The pro-climate regulations and tax incentives would also on their own deliver nearly a third of the reductions in greenhouse gas emissions needed to keep warming below the 2C threshold for dangerous climate change, the bank said.

The World Bank president, Jim Yong Kim, said the findings put to rest claims that the world could not afford to act on climate change. “These policies make economic sense,” Kim said in a conference call with reporters. “This report removes another false barrier, another false argument not to take action against climate change.”

Australia’s prime minister, Tony Abbott, said during a visit to Canada earlier this month that it was too costly to fight climate change.

“What we are not going to do is clobber our economy and cost jobs with things like a job-killing carbon tax,” he said.

Kim did not comment directly on Abbott’s remarks but he said pointedly that the World Bank study provided solid data on the effects of pro-climate policies, in contrast to “opining” about their costs.

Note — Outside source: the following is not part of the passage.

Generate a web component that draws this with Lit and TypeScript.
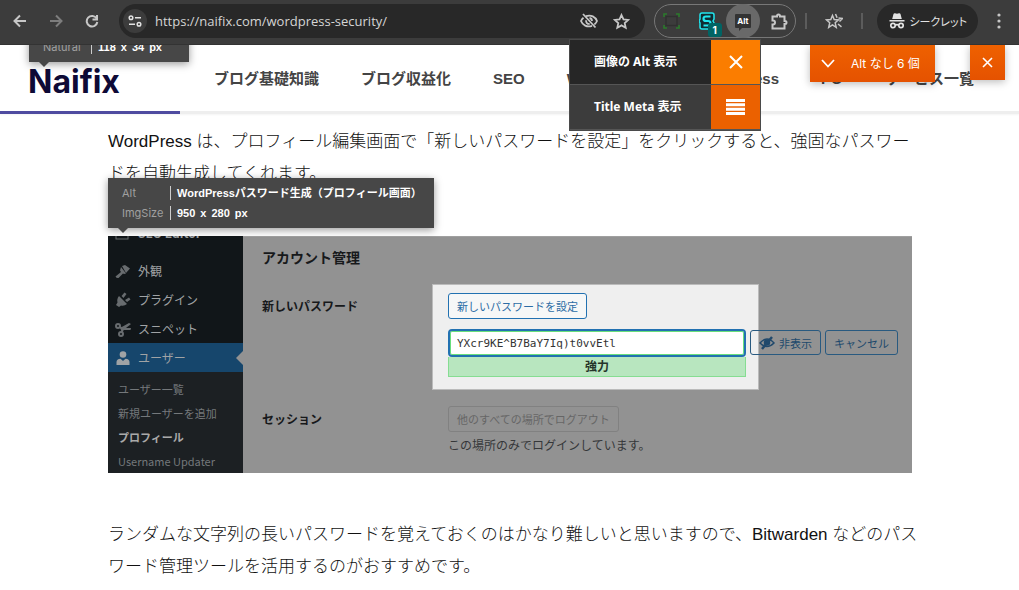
import { LitElement, html, css, svg } from "lit";
import { customElement, property } from "lit/decorators.js";

const reset = css`
  *, *::before, *::after { box-sizing: border-box; }
  button { font: inherit; color: inherit; background: none; border: 0; padding: 0; margin: 0; cursor: pointer; }
  a { color: inherit; text-decoration: none; }
  svg { display: block; flex: none; }
`;

@customElement("browser-bar")
class BrowserBar extends LitElement {
  static styles = [reset, css`
    :host { display: block; position: relative; z-index: 5; background: #3c3c3c; color: #c7c7c7; }
    .bar { display: flex; align-items: center; height: 45px; padding: 0 1px 2px 2px; border-bottom: 1px solid #333; }
    .tool { display: grid; place-items: center; width: 36px; height: 34px; flex: none; }
    .off { color: #7d7d7d; }
    .address { flex: 1; display: flex; align-items: center; min-width: 0; height: 34px; margin-left: 9px; padding: 0 8px 0 4px; border-radius: 17px; background: #282828; }
    .site { display: grid; place-items: center; width: 24px; height: 24px; flex: none; border-radius: 50%; background: #3c3c3c; color: #e3e3e3; }
    .url { flex: 1; min-width: 0; margin: 0 0 0 8px; padding: 0; border: 0; outline: 0; background: none; color: #d5d5d5; font: 13px "Open Sans", "Noto Sans", sans-serif; }
    .mini { display: grid; place-items: center; width: 32px; height: 34px; flex: none; }
    .extensions { display: flex; align-items: center; justify-content: space-between; width: 142px; height: 34px; margin-left: 9px; border: 1px solid #777; border-radius: 17px; flex: none; }
    .ext { display: grid; place-items: center; width: 32px; height: 32px; position: relative; }
    .active { width: 34px; height: 34px; border-radius: 50%; background: #696969; }
    .badge { position: absolute; right: 1px; bottom: 0; width: 14px; height: 14px; border-radius: 3px; background: #006464; color: #fff; font: bold 10px/14px Inter, sans-serif; text-align: center; }
    .alt { display: grid; place-items: center; position: relative; width: 16px; height: 14px; border-radius: 1px; background: #333; color: #fff; font: bold 8px/14px Inter, sans-serif; }
    .alt::after { content: ""; position: absolute; left: 4px; top: 13px; border: 2px solid transparent; border-top-color: #333; border-left-color: #333; }
    .sep { width: 2px; height: 16px; background: #5c5c5c; flex: none; }
    .first { margin-left: 9px; }
    .saved { width: 54px; }
    .incognito { display: flex; align-items: center; gap: 4px; height: 34px; margin-left: 14px; padding: 0 11px 0 12px; border-radius: 17px; background: #282828; color: #e3e3e3; font: 11px "Noto Sans CJK JP", sans-serif; font-feature-settings: "palt"; flex: none; }
    .menu { width: 38px; margin-left: 2px; }
  `];
  render() {
    return html`<div class="bar">
      <button class="tool" aria-label="戻る"><svg width="14" height="14" viewBox="0 0 14 14" fill="none" stroke="currentColor" stroke-width="2"><path d="M13 7H2M7 1.5 1.5 7 7 12.5"/></svg></button>
      <button class="tool off" aria-label="進む"><svg width="14" height="14" viewBox="0 0 14 14" fill="none" stroke="currentColor" stroke-width="2"><path d="M1 7h11M7 1.5 12.500 7 7 12.500"/></svg></button>
      <button class="tool" aria-label="再読み込み"><svg width="14" height="14" viewBox="0 0 14 14" fill="none" stroke="currentColor" stroke-width="2"><path d="M11.600 4.500A5.300 5.300 0 1 0 12.300 8"/><path d="M12 1v4.500H7.500"/></svg></button>
      <div class="address">
        <button class="site" aria-label="サイト情報"><svg width="14" height="12" viewBox="0 0 14 12" fill="none" stroke="currentColor" stroke-width="1.500"><circle cx="3" cy="2.800" r="1.800"/><path d="M7 2.800h6M1 9.200h6"/><circle cx="11" cy="9.200" r="1.800"/></svg></button>
        <input class="url" aria-label="アドレス" value="https://naifix.com/wordpress-security/">
        <button class="mini" aria-label="トラッキング防止"><svg width="18" height="16" viewBox="0 0 18 16" fill="none" stroke="currentColor" stroke-width="1.800"><path d="M3 1l12.500 13.500M6 3.200C11 1.300 15.500 4 17 8c-.6 1.500-1.500 2.600-2.600 3.400M12 12.800C7 14.700 2.500 12 1 8c.6-1.400 1.400-2.500 2.500-3.300"/><path d="M9.500 5a3 3 0 0 1 2.500 3M6.200 7.200a3 3 0 0 0 3.500 3.700"/></svg></button>
        <button class="mini" aria-label="ブックマークに追加"><svg width="17" height="17" viewBox="0 0 17 17" fill="none" stroke="currentColor" stroke-width="1.800"><path d="M8.500 2l2 4.400 4.800.5-3.600 3.200 1 4.700-4.200-2.400-4.200 2.400 1-4.700L1.700 6.900l4.800-.5z"/></svg></button>
      </div>
      <div class="extensions">
        <button class="ext" aria-label="キャプチャ"><svg width="17" height="16" viewBox="0 0 17 16" fill="none"><rect x="3" y="3.500" width="11" height="9" stroke="#303030" stroke-width="1.500"/><path d="M1 4V1h3M13 1h3v3M16 12v3h-3M4 15H1v-3" stroke="#2b7a2b" stroke-width="1.600"/></svg></button>
        <button class="ext" aria-label="スタイル"><svg width="16" height="18" viewBox="0 0 16 18" fill="none" stroke="#20e5ee" stroke-width="1.500"><path fill="#102c32" d="M3 1h10q2 0 2 2v4l-1 2 1 2v4q0 2-2 2H3q-2 0-2-2v-4L0 9l1-2V3q0-2 2-2z"/><path stroke-width="2.200" d="M11.500 4.500H7q-2.500 0-2.500 2.200T7 9h2q2.500 0 2.500 2.200T9 13.500H4.500"/></svg><span class="badge">1</span></button>
        <button class="ext active" aria-label="Alt 表示"><span class="alt">Alt</span></button>
        <button class="ext" aria-label="拡張機能"><svg width="17" height="17" viewBox="0 0 17 17" fill="none" stroke="currentColor" stroke-width="2"><path d="M1.500 3.500H6V3a1.500 1.500 0 0 1 3 0v.5h4.500V8H14a1.500 1.500 0 0 1 0 3h-.5v4.500h-12v-4H2a2 2 0 0 0 0-4h-.5z"/></svg></button>
      </div>
      <span class="sep first"></span>
      <button class="tool saved" aria-label="ブックマーク"><svg width="18" height="17" viewBox="0 0 18 17" fill="none" stroke="currentColor" stroke-width="1.500"><path d="M7.500 2.500l1.700 4 4.300.4-3.300 2.900 1 4.500-3.700-2.400-3.800 2.400 1-4.500L1.500 6.900l4.300-.4zM10.500 1l1.600 3.700M13.500 5l4 .5-3 3M13 11l3.500 2.800"/></svg></button>
      <span class="sep"></span>
      <button class="incognito"><svg width="16" height="16" viewBox="0 0 16 16" fill="currentColor"><path d="M4.500 1q.4-1 1.500-.8l2 .5 2-.5q1.100-.2 1.500.8l1.300 5H3.200zM.5 7h15v1.500H.5z"/><g fill="none" stroke="currentColor" stroke-width="1.700"><circle cx="4" cy="12.500" r="2.200"/><circle cx="12" cy="12.500" r="2.200"/><path d="M6 12.200q2-1.200 4 0"/></g></svg><span>シークレット</span></button>
      <button class="tool menu" aria-label="メニュー"><svg width="4" height="16" viewBox="0 0 4 16" fill="currentColor"><circle cx="2" cy="2" r="1.600"/><circle cx="2" cy="8" r="1.600"/><circle cx="2" cy="14" r="1.600"/></svg></button>
    </div>`;
  }
}

@customElement("site-header")
class SiteHeader extends LitElement {
  @property({ type: Number }) progress = 0;
  static styles = [reset, css`
    :host { display: block; background: #fff; }
    .head { display: flex; align-items: center; height: 66px; padding: 2px 28px 0; }
    .logo { flex: none; width: 186px; padding-top: 6px; color: #0e0a36; font: bold 32px/40px Inter, sans-serif; }
    .nav { display: flex; gap: 42px; color: #444; font: bold 15px/22px "Liberation Sans", "Noto Sans CJK JP", sans-serif; white-space: nowrap; }
    .track { height: 3px; background: #eee; box-shadow: 0 1px 2px #f4f4f4; }
    .read { height: 3px; background: #4f4ba0; }
  `];
  render() {
    const items = ["ブログ基礎知識", "ブログ収益化", "SEO", "Webデザイン", "WordPress", "PC", "サービス一覧"];
    return html`<header>
      <div class="head"><a class="logo" href="#">Naifix</a>
        <nav class="nav">${items.map((i) => html`<a href="#">${i}</a>`)}</nav></div>
      <div class="track"><div class="read" style="width:${this.progress}%"></div></div>
    </header>`;
  }
}

@customElement("image-tip")
class ImageTip extends LitElement {
  @property({ attribute: false }) rows: [string, string[]][] = [];
  static styles = [reset, css`
    :host { display: block; position: absolute; z-index: 2; padding: 5px 14px; background: #474747; box-shadow: 0 2px 8px #0006; color: #fff; font: 11px/20px Inter, "Noto Sans CJK JP", sans-serif; white-space: nowrap; }
    :host::after { content: ""; position: absolute; left: 10px; top: 100%; border: 5px solid transparent; border-top-color: #474747; border-bottom: 0; }
    .row { display: flex; align-items: center; height: 20px; }
    .key { flex: none; width: 48px; color: #a0a0a0; }
    .value { display: flex; gap: 5px; padding-left: 6px; border-left: 1px solid #ccc; font: bold 11px/14px "Liberation Sans", "Noto Sans CJK JP", sans-serif; }
  `];
  render() {
    return this.rows.map(([k, v]) => html`<div class="row"><span class="key">${k}</span><span class="value">${v.map((p) => html`<span>${p}</span> `)}</span></div>`);
  }
}

const menuIcons = {
  brush: svg`<path d="M7 3l3-1 5 3.500-4 4.500zM6 4l5 6.500-2 .5-1-.5L3.500 15q-2 .5-3-1.500L6 9l-1-1.500z"/>`,
  plug: svg`<path d="M4 4l8 8q-3 2.500-6 1.500L4 15l-3-2 1.500-2.500Q1.500 7 4 4zM6.500 4l3-3.500L11.500 2l-3 4zM10 8l4-2.500 1.500 2L12 10z"/>`,
  scissors: svg`<path d="M5 7l9-5 2 1-5 4h5l-.5 2H8l-1.500 1z"/><g fill="none" stroke="currentColor" stroke-width="2"><circle cx="3" cy="5" r="2"/><circle cx="6" cy="13" r="2"/><path d="M5 6l3 2-1.500 3.500"/></g>`,
  user: svg`<circle cx="8" cy="4.500" r="3.300"/><path d="M1.500 15v-3q0-3 4-3.300L8 11l2.500-2.300q4 .3 4 3.300v3z"/>`,
};

@customElement("profile-figure")
class ProfileFigure extends LitElement {
  static styles = [reset, css`
    :host { display: block; font: 12px/18px "Noto Sans CJK JP", sans-serif; }
    .shot { display: flex; height: 237px; overflow: hidden; background: #929292; }
    .side { width: 135px; flex: none; background: #111619; color: #a0a3a5; }
    .menu { margin-top: -18px; }
    .item { display: flex; align-items: center; gap: 7px; height: 29px; padding-left: 7px; }
    .item svg { color: #686c6f; }
    .seo { margin-bottom: 9px; font-weight: bold; }
    .current { position: relative; background: #16466c; }
    .current svg { color: #a0a3a5; }
    .current::after { content: ""; position: absolute; right: 0; top: 8px; border: 7px solid transparent; border-right-color: #929292; border-left: 0; }
    .sub { padding: 5px 10px 0; background: #1c2023; color: #74787b; font-size: 11px; line-height: 24px; }
    .sub a { display: block; }
    .sub .here { color: #a9a9a9; font-weight: bold; }
    .main { flex: 1; position: relative; padding: 10px 14px 0 19px; color: #17191b; white-space: nowrap; border-top: 1px solid #a0a0a0; }
    .title { margin: 0 0 26px; font: bold 14px/20px "Noto Sans CJK JP", sans-serif; }
    .spot { position: absolute; left: 189px; top: 47px; width: 327px; height: 106px; border: 1px solid #bbb; background: #efefef; }
    .field { display: flex; position: relative; }
    .label { width: 186px; flex: none; padding-top: 4px; font-weight: bold; }
    .btn { display: inline-flex; align-items: center; height: 26px; padding: 0 8px; border: 1px solid #2271b1; border-radius: 3px; background: #f6f7f7; color: #2c6ca5; font-size: 11px; }
    .line { display: flex; align-items: flex-start; gap: 4px; margin-top: 10px; }
    .entry { width: 298px; }
    .pass { display: block; width: 298px; height: 28px; padding: 0 7px; border: 2px solid #2271b1; border-radius: 4px; outline: 0; background: #fff; color: #333; font: 11px "DejaVu Sans Mono", monospace; box-shadow: inset 0 0 0 1px #68de7c; }
    .strength { height: 20px; border: 1px solid #86dd92; border-top: 0; background: #b8e6bf; color: #26352a; font-weight: bold; text-align: center; }
    .dim { height: 25px; margin-top: 1px; padding: 0 8px; gap: 4px; border-color: #295a80; background: transparent; color: #20496c; }
    .sessions { margin-top: 29px; }
    .out { height: 26px; border-color: #818181; background: transparent; color: #666; }
    .note { margin: 4px 0 0; color: #353739; }
  `];
  render() {
    const item = (icon: unknown, text: string, extra = "") => html`<a href="#" class="item ${extra}"><svg width="16" height="16" viewBox="0 0 16 16" fill="currentColor">${icon}</svg><span>${text}</span></a>`;
    return html`<div class="shot">
      <aside class="side"><nav class="menu">
        ${item(svg`<rect x="1" y="2" width="12" height="12" fill="none" stroke="currentColor"/>`, "SEO Editor", "seo")}
        ${item(menuIcons.brush, "外観")}
        ${item(menuIcons.plug, "プラグイン")}
        ${item(menuIcons.scissors, "スニペット")}
        ${item(menuIcons.user, "ユーザー", "current")}
        <div class="sub"><a href="#">ユーザー一覧</a><a href="#">新規ユーザーを追加</a><a href="#" class="here">プロフィール</a><a href="#">Username Updater</a></div>
      </nav></aside>
      <section class="main">
        <div class="spot"></div>
        <h2 class="title">アカウント管理</h2>
        <div class="field">
          <label class="label" for="pass">新しいパスワード</label>
          <div>
            <button class="btn">新しいパスワードを設定</button>
            <div class="line">
              <div class="entry"><input id="pass" class="pass" value="YXcr9KE^B7BaY7Iq)t0vvEtl"><div class="strength">強力</div></div>
              <button class="btn dim"><svg width="16" height="14" viewBox="0 0 16 14" fill="none" stroke="currentColor" stroke-width="1.500"><path d="M1 7q7-8 14 0-7 7-14 0z"/><circle cx="8" cy="6.500" r="2.500" fill="currentColor"/><path stroke-width="2.500" d="M3 13L13 1"/></svg>非表示</button>
              <button class="btn dim">キャンセル</button>
            </div>
          </div>
        </div>
        <div class="field sessions">
          <span class="label">セッション</span>
          <div><button class="btn out" disabled>他のすべての場所でログアウト</button><p class="note">この場所のみでログインしています。</p></div>
        </div>
      </section>
    </div>`;
  }
}

@customElement("app-root")
class AppRoot extends LitElement {
  static styles = [reset, css`
    :host { display: block; position: relative; min-height: 100vh; background: #fff; color: #111; font-family: "Liberation Sans", "Noto Sans CJK JP", sans-serif; }
    .page { position: relative; overflow: hidden; }
    .article { margin: 0 107px 0 108px; padding-top: 12px; }
    .text { margin: 0; font-size: 17px; line-height: 32px; font-weight: 300; white-space: nowrap; }
    .figure { position: relative; margin: 46px 0; }
    .logo-tip { left: 29px; top: -13px; width: 160px; }
    .photo-tip { left: 0; top: -58px; width: 326px; }
    .popup { position: absolute; z-index: 6; left: 569px; top: 39px; width: 192px; border: 1px solid #4a4a4a; background: #3c3c3c; color: #fff; font: bold 12px/18px "Noto Sans", "Noto Sans CJK JP", sans-serif; text-shadow: 1px 1px 1px #000; }
    .option { display: flex; width: 100%; height: 45px; align-items: stretch; text-align: left; border-bottom: 1px solid #555; }
    .name { flex: 1; display: flex; align-items: center; padding-left: 24px; }
    .mark { display: grid; place-items: center; width: 49px; background: #eb6100; }
    .on { background: #262626; }
    .on .mark { background: #fb7d00; }
    .count, .close { position: absolute; z-index: 3; top: 0; display: flex; align-items: center; color: #fff; background: linear-gradient(#ef6100, #e55200); box-shadow: 0 2px 8px #0004; font: 12px/18px Inter, "Noto Sans CJK JP", sans-serif; }
    .count { right: 84px; width: 125px; height: 37px; padding-left: 11px; gap: 16px; }
    .close { right: 14px; width: 35px; height: 35px; justify-content: center; }
  `];
  render() {
    const cross = html`<svg width="14" height="14" viewBox="0 0 14 14" stroke="#fff" stroke-width="2"><path d="M1 1l12 12M13 1L1 13"/></svg>`;
    return html`
      <browser-bar></browser-bar>
      <div class="popup">
        <button class="option on"><span class="name">画像の Alt 表示</span><span class="mark">${cross}</span></button>
        <button class="option"><span class="name">Title Meta 表示</span><span class="mark"><svg width="19" height="16" viewBox="0 0 19 16" stroke="#fff" stroke-width="3"><path d="M0 1.500h19M0 5.800h19M0 10.200h19M0 14.500h19"/></svg></span></button>
      </div>
      <div class="page">
        <site-header .progress=${17.66}></site-header>
        <image-tip class="logo-tip" .rows=${[["Natural", ["118", "x", "34", "px"]]]}></image-tip>
        <button class="count"><svg width="14" height="9" viewBox="0 0 14 9" fill="none" stroke="#fff" stroke-width="1.800"><path d="M1 1l6 6.500L13 1"/></svg><span>Alt なし 6 個</span></button>
        <button class="close" aria-label="閉じる"><svg width="11" height="11" viewBox="0 0 11 11" stroke="#fff" stroke-width="1.600"><path d="M1 1l9 9M10 1l-9 9"/></svg></button>
        <main class="article">
          <p class="text">WordPress は、プロフィール編集画面で「新しいパスワードを設定」をクリックすると、強固なパスワー<br>ドを自動生成してくれます。</p>
          <div class="figure">
            <image-tip class="photo-tip" .rows=${[["Alt", ["WordPressパスワード生成（プロフィール画面）"]], ["ImgSize", ["950", "x", "280", "px"]]]}></image-tip>
            <profile-figure></profile-figure>
          </div>
          <p class="text">ランダムな文字列の長いパスワードを覚えておくのはかなり難しいと思いますので、Bitwarden などのパス<br>ワード管理ツールを活用するのがおすすめです。</p>
        </main>
      </div>`;
  }
}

“This modelling shows that smart choices that will also improve local and global economies,” Kim said.

The findings are also a step forward from the work of economists such as Lord Stern who have focused on the costs of delaying action on climate change.

The World Bank report was the first off the blocks of a number of economic studies meant to further the case for taking action on climate change ahead of a critical meeting at the United Nations in September.

The UN secretary general, Ban Ki-moon, has invited world leaders to the UN to try to build momentum in the negotiations for a global climate change deal.

American financial leaders have also been making the case that it makes sense to act now on climate change.

In an article in the New York Times, Henry Paulson, secretary of treasury under George Bush, called for a carbon tax and said it would be folly for America to remain heavily invested in a carbon-intensive economy.

“We’re staring down a climate bubble that poses enormous risks to both our environment and economy. The warning signs are clear and growing more urgent as the risks go unchecked,” he wrote. “I feel as if I’m watching as we fly in slow motion on a collision course toward a giant mountain. We can see the crash coming, and yet we’re sitting on our hands rather than altering course.”

In the World Bank report, economists looked at the effects of specific policies in six regions – Brazil, China, the European Union, India, Mexico, and the United States – that are both leaders in the world economy and global emissions.

None of the policies involved putting an economy-wide price on carbon emissions. Instead, the bank used computer modelling to gauge the effects of specific measures – such as installing dedicated bus lanes in India or clean cook stoves in China, or introducing more efficient air conditioning and other building systems in Mexico.

The annual benefits of those policies included GDP growth of between $1.8tn and $2.6tn – which was an estimated 1.5% higher than under a business as usual scenario, the bank said.

It said the pro-climate policies would have other knock-on benefits including avoiding 94,000 deaths a year due to air pollution.